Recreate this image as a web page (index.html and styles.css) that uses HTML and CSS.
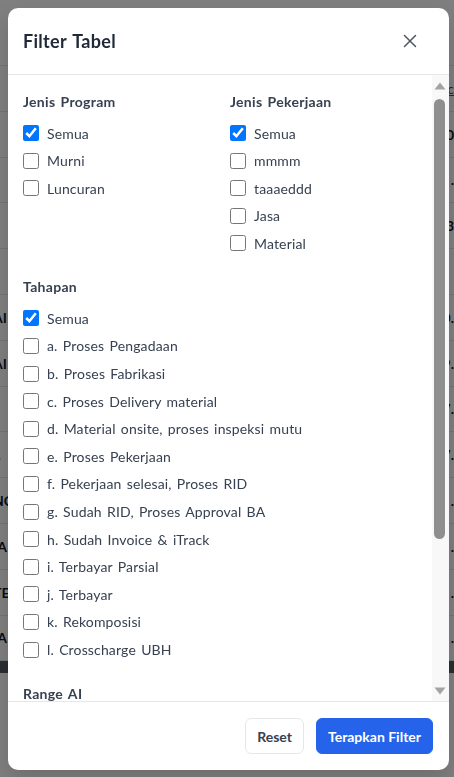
FILE: index.html
```html
<!DOCTYPE html>
<html lang="id">
<head>
<meta charset="utf-8">
<title>Filter Tabel</title>
<link rel="stylesheet" href="styles.css">
</head>
<body>
<div class="page">
  <div class="page-top"></div>
  <div class="row"><span class="l"></span><span class="r link">c</span></div>
  <div class="row"><span class="l"></span><span class="r">0</span></div>
  <div class="row"><span class="l"></span><span class="r">.</span></div>
  <div class="row"><span class="l"></span><span class="r">3</span></div>
  <div class="row"><span class="l"></span><span class="r"></span></div>
  <div class="row"><span class="l">AI</span><span class="r">0.</span></div>
  <div class="row"><span class="l">AI</span><span class="r">9.</span></div>
  <div class="row"><span class="l"></span><span class="r">7.</span></div>
  <div class="row"><span class="l">L</span><span class="r">7.</span></div>
  <div class="row"><span class="l">NC</span><span class="r">.</span></div>
  <div class="row"><span class="l">IA</span><span class="r">.</span></div>
  <div class="row"><span class="l">TE</span><span class="r">.</span></div>
  <div class="row"><span class="l">IA</span><span class="r">.</span></div>
  <div class="hscroll"></div>
</div>

<div class="overlay">
  <div class="modal">
    <header class="modal-header">
      <h2 class="modal-title">Filter Tabel</h2>
      <button class="close-btn" type="button" aria-label="Tutup">
        <svg viewBox="0 0 24 24" width="22" height="22" fill="none" stroke="currentColor" stroke-width="1.6" stroke-linecap="round" stroke-linejoin="round"><path d="M6 18L18 6M6 6l12 12"/></svg>
      </button>
    </header>

    <div class="body-wrap">
      <div class="modal-body">
        <div class="two-col">
          <section class="group">
            <h3 class="group-title">Jenis Program</h3>
            <div class="options">
              <label class="opt"><input type="checkbox" checked><span>Semua</span></label>
              <label class="opt"><input type="checkbox"><span>Murni</span></label>
              <label class="opt"><input type="checkbox"><span>Luncuran</span></label>
            </div>
          </section>
          <section class="group">
            <h3 class="group-title">Jenis Pekerjaan</h3>
            <div class="options">
              <label class="opt"><input type="checkbox" checked><span>Semua</span></label>
              <label class="opt"><input type="checkbox"><span>mmmm</span></label>
              <label class="opt"><input type="checkbox"><span>taaaeddd</span></label>
              <label class="opt"><input type="checkbox"><span>Jasa</span></label>
              <label class="opt"><input type="checkbox"><span>Material</span></label>
            </div>
          </section>
        </div>

        <section class="group">
          <h3 class="group-title">Tahapan</h3>
          <div class="options">
            <label class="opt"><input type="checkbox" checked><span>Semua</span></label>
            <label class="opt"><input type="checkbox"><span>a. Proses Pengadaan</span></label>
            <label class="opt"><input type="checkbox"><span>b. Proses Fabrikasi</span></label>
            <label class="opt"><input type="checkbox"><span>c. Proses Delivery material</span></label>
            <label class="opt"><input type="checkbox"><span>d. Material onsite, proses inspeksi mutu</span></label>
            <label class="opt"><input type="checkbox"><span>e. Proses Pekerjaan</span></label>
            <label class="opt"><input type="checkbox"><span>f. Pekerjaan selesai, Proses RID</span></label>
            <label class="opt"><input type="checkbox"><span>g. Sudah RID, Proses Approval BA</span></label>
            <label class="opt"><input type="checkbox"><span>h. Sudah Invoice &amp; iTrack</span></label>
            <label class="opt"><input type="checkbox"><span>i. Terbayar Parsial</span></label>
            <label class="opt"><input type="checkbox"><span>j. Terbayar</span></label>
            <label class="opt"><input type="checkbox"><span>k. Rekomposisi</span></label>
            <label class="opt"><input type="checkbox"><span>l. Crosscharge UBH</span></label>
          </div>
        </section>

        <section class="group">
          <h3 class="group-title">Range AI</h3>
          <div class="range">
            <label class="field"><span>Minimum</span><input type="number" placeholder="0"></label>
            <label class="field"><span>Maksimum</span><input type="number" placeholder="0"></label>
          </div>
        </section>

        <section class="group">
          <h3 class="group-title">Tahun</h3>
          <select class="select"><option>Semua Tahun</option></select>
        </section>
      </div>

      <div class="scrollbar" aria-hidden="true">
        <svg class="arrow" viewBox="0 0 12 8" width="12" height="8"><path d="M6 0.5 L11.5 7.5 H0.5 Z" fill="#a3a3a3"/></svg>
        <div class="thumb"></div>
        <div class="track-rest"></div>
        <svg class="arrow" viewBox="0 0 12 8" width="12" height="8"><path d="M0.5 0.5 H11.5 L6 7.5 Z" fill="#a3a3a3"/></svg>
      </div>
    </div>

    <footer class="modal-footer">
      <button class="btn btn-light" type="button">Reset</button>
      <button class="btn btn-primary" type="button">Terapkan Filter</button>
    </footer>
  </div>
</div>
</body>
</html>
```

FILE: styles.css
```css
* { box-sizing: border-box; }

html, body {
  margin: 0;
  height: 100%;
}

body {
  font-family: Lato, "Liberation Sans", sans-serif;
  background: #ffffff;
  overflow: hidden;
}

/* background page (under the overlay) */
.page {
  height: 100%;
  font-size: 14px;
  color: #111827;
}
.page-top {
  height: 66px;
  border-bottom: 1px solid #e5e7eb;
}
.row {
  height: 45.8px;
  display: flex;
  justify-content: space-between;
  align-items: center;
  border-bottom: 1px solid #e5e7eb;
}
.row .l { margin-left: -7px; font-weight: 700; }
.row .r { font-weight: 700; }
.row .link {
  color: #1d4ed8;
  font-weight: 400;
  text-decoration: underline;
}
.hscroll {
  height: 12px;
  background: #555a63;
}

.overlay {
  position: fixed;
  inset: 0;
  background: rgba(0, 0, 0, 0.5);
  padding: 8px 5px 7px 8px;
  display: flex;
}

.modal {
  width: 441px;
  height: 100%;
  background: #ffffff;
  border-radius: 10px;
  display: flex;
  flex-direction: column;
  overflow: hidden;
  box-shadow: 0 10px 25px rgba(0, 0, 0, 0.15);
}

.modal-header {
  height: 67px;
  flex: none;
  display: flex;
  align-items: center;
  justify-content: space-between;
  padding: 0 24px 0 15px;
  border-bottom: 1px solid #e5e7eb;
}
.modal-title {
  margin: 0;
  font-size: 18px;
  font-weight: 700;
  color: #1f2937;
  letter-spacing: 0.3px;
  word-spacing: 1.5px;
}
.close-btn {
  border: 0;
  background: transparent;
  padding: 4px;
  display: flex;
  color: #4b5563;
  cursor: pointer;
}

.body-wrap {
  flex: 1;
  min-height: 0;
  position: relative;
  display: flex;
}

.modal-body {
  flex: 1;
  overflow-y: auto;
  scrollbar-width: none;
  padding: 17px 30px 16px 15px;
  display: flex;
  flex-direction: column;
  gap: 24px;
}

.scrollbar {
  position: absolute;
  top: 0;
  right: 0;
  bottom: 0;
  width: 17px;
  background: #f8f8f8;
  display: flex;
  flex-direction: column;
  align-items: center;
  padding: 7px 2px 6px 0;
}
.scrollbar .arrow {
  flex: none;
  display: block;
}
.thumb {
  flex: none;
  width: 11px;
  height: 440px;
  margin-top: 9px;
  border-radius: 6px;
  background: #8f8f8f;
}
.track-rest { flex: 1; }

.two-col {
  display: grid;
  grid-template-columns: 1fr 1fr;
  column-gap: 18px;
}

.group-title {
  margin: 0 0 11px;
  font-size: 14px;
  line-height: 20px;
  font-weight: 700;
  color: #374151;
  letter-spacing: 0.3px;
  word-spacing: 1.5px;
}

.options {
  display: flex;
  flex-direction: column;
  gap: 7.6px;
}

.opt {
  display: flex;
  align-items: center;
  gap: 8px;
  height: 20px;
  font-size: 14px;
  color: #374151;
  letter-spacing: 0.15px;
  word-spacing: 1.5px;
}
.opt input {
  width: 16px;
  height: 16px;
  margin: 0;
  flex: none;
}

.range {
  display: grid;
  grid-template-columns: 1fr 1fr;
  gap: 12px;
}
.field {
  display: flex;
  flex-direction: column;
  gap: 6px;
  font-size: 13px;
  color: #4b5563;
}
.field input,
.select {
  height: 38px;
  border: 1px solid #d1d5db;
  border-radius: 6px;
  padding: 0 10px;
  font: inherit;
  font-size: 14px;
  width: 100%;
}

.modal-footer {
  flex: none;
  border-top: 1px solid #e5e7eb;
  padding: 16px;
  display: flex;
  justify-content: flex-end;
  gap: 12px;
}

.btn {
  height: 36px;
  padding: 0 11px;
  border-radius: 6px;
  font-family: inherit;
  font-size: 14px;
  font-weight: 700;
  cursor: pointer;
}
.btn-light {
  background: #ffffff;
  border: 1px solid #e5e7eb;
  color: #374151;
}
.btn-primary {
  background: #2563eb;
  border: 1px solid #2563eb;
  color: #ffffff;
}
```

++++++++++

§ **What this task involves**: Each line in the listing above that contains "page" should be copied.

§ **Solution for this task**:
Recreate this image as a web page (index.html and styles.css) that uses HTML and CSS.
<div class="page">
  <div class="page-top"></div>
/* background page (under the overlay) */
.page {
.page-top {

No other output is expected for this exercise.